Professor Keith Neal, an epidemiologist at the University of Nottingham, said: ‘The rate of infection continues to decline and is half what it was two weeks ago. Changes over a longer period are now statistically significant. 

‘This is highly compatible with the fall in diagnosed cases. The contact tracing service has more than enough staff to cope with the current level of infection.’ 

Those results are based on a combination of government data and people reporting their symptoms through the free-to-use public app. 

As a result, it almost exclusively picks up people who have symptoms while ill with the virus, which scientists know doesn’t apply to everyone.

Dr Paul Birrell, a Cambridge researcher and part of a team of scientists on the PHE project, explained: ‘The symptom tracker tracks only symptomatic infection. You would need to add the asymptomatic proportion onto this to get a number comparable with our estimate. Unfortunately, this proportion isn’t well known. 

‘Analysis of data from the cruise ship outbreaks suggest this is about 50 per cent, whereas the ONS study says that as many as 70 per cent are asymptomatic. 

‘I think, therefore, you could presume that this 9,400 is really about 20,000.’

The ONS and King’s College app, therefore, aim to pick up almost the exact opposite groups of people.

ONS home testing intends to get results from people who do not know they have the virus but testing them regularly, regardless of how they feel.

The COVID Symptom Tracker, meanwhile, is based largely on people reporting their symptoms and updating the system if they get tested. It also collects reports from people who say they don’t have symptoms.

Dr Birrell added: ‘ONS study estimates only infection in the community. They’re not sampling people living in institutions such as care homes, long-term hospital residents or prisons… where one might expect the prevalence and incidence of infection to be higher. I’m not sure this is enough to bridge the gap entirely.’

When asked which set of figures people should believe, he said: ‘Nobody definitively. We’ll be working closely with the ONS to see if we can unpick the differences over the coming weeks.’      

The number of people catching the virus is useful information because it can also shine a light on the true rates of hospitalisation among all people who get ill. 

Studies have tried to calculate the proportion of people who end up in hospital after catching the coronavirus, but it is difficult because of the way people were tested in the worst days of the pandemic.

For months only people who were noticeably ill – or even already in hospital – got tested. This meant that the mild infections suffered by most people simply went uncounted. 

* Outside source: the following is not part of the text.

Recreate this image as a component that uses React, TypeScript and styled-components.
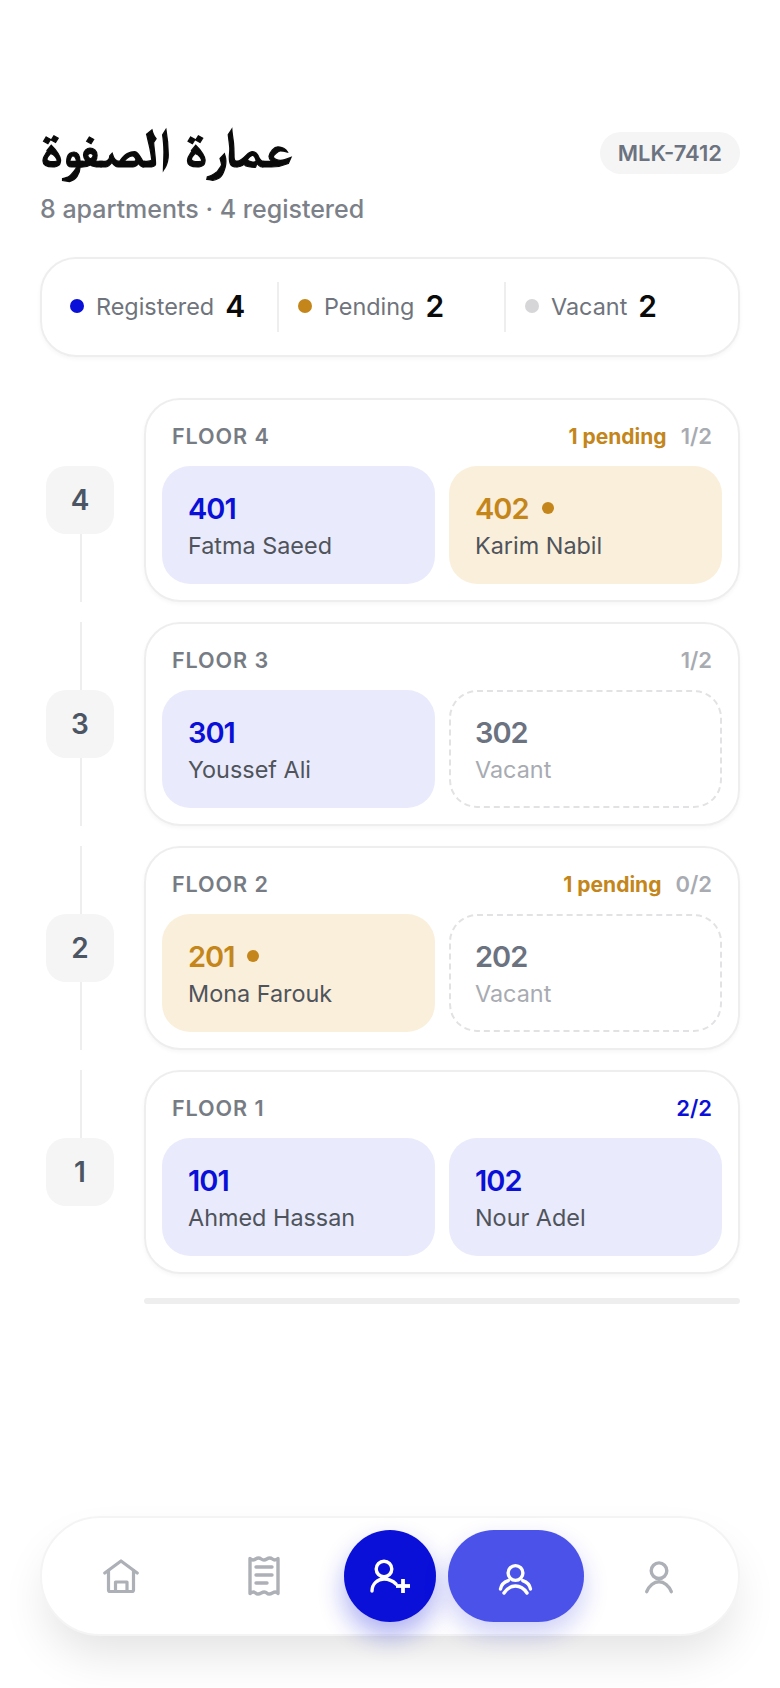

Data from the Office for National Statistics shows a downward trend in the number of people testing positive for the coronavirus over the course of May

Data from the Office for National Statistics shows a downward trend in the number of people testing positive for the coronavirus over the course of May

A report from the European Centre for Disease Prevention and Control (ECDC), published on April 8, suggested that 32 per cent of people officially diagnosed with Covid-19 ended up in hospital.

More severely ill people are more likely to be tested, however, while those with only mild illnesses slip through the net.

In China, the hospitalisation rate has appeared to be around 10 per cent, the ECDC report said. 

A study published in British medical journal, The Lancet, estimated hospitalisation rates only by age group, noting huge differences between young and old people.

It found that 18.4 per cent of over-80s would end up in hospital, compared to 1 per cent of people in their 20s, 3.4 per cent in their 30s, 4.3 per cent in their 40s and 8.2 per cent of those in their 50s.